How fast is the polling? I typically check button inputs every 50-100ms, obviously I expect all other code to execute in that time so that it does poll at those intervals. With an encoder it is key to get it early when the input has just changed so that both channels can be looked at to determine direction. I have never done this and on a manual encoder I have no idea if bounce is an issue.

[Ian.M]

Your debouncing circuit for the rotary contacts looks suspicious.   A mechanical encoder uses a sectored contact disk and wiping contacts.  When the contact is over an insulating sector it physically cannot bounce closed and when it is over a conducting sector, it skips, bouncing open.  It is therefore desirable to have a significantly asymmetric debouncing response, quick to go low and slow to go high.  I therefore believe it  would be advantageous to swap the 1K and 10K resistors for CHA and CHB.
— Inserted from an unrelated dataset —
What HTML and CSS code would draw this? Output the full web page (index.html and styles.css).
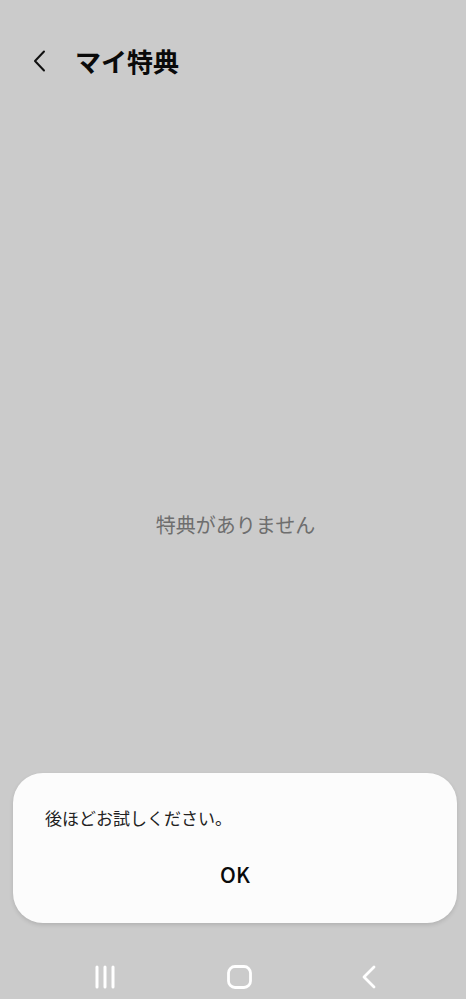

I also strongly suspect that the button debounce circuit will need different time constants to the  CHA and CHB encoder debounce circuits.  The button debounce needs near symmetric press and release time constants and to transition within a few tens of ms of actuation, certainly in less than 100 ms, whereas the encoder debounce is constrained by the maximum speed of rotation, and number of pulses per turn, and must never exceed half the interval between edges.

See http://www.ganssle.com/debouncing-pt2.htm (part 1 is also worth a read)

Interrupts triggered by a mechanical event are a Bad Thing, unless you suppress the interrupt source for a period after each interrupt, as you risk an Interrupt storm as the switches wear and their contact bounce increases.
Timer based interrupt driven polling is far more likely to give predictable results.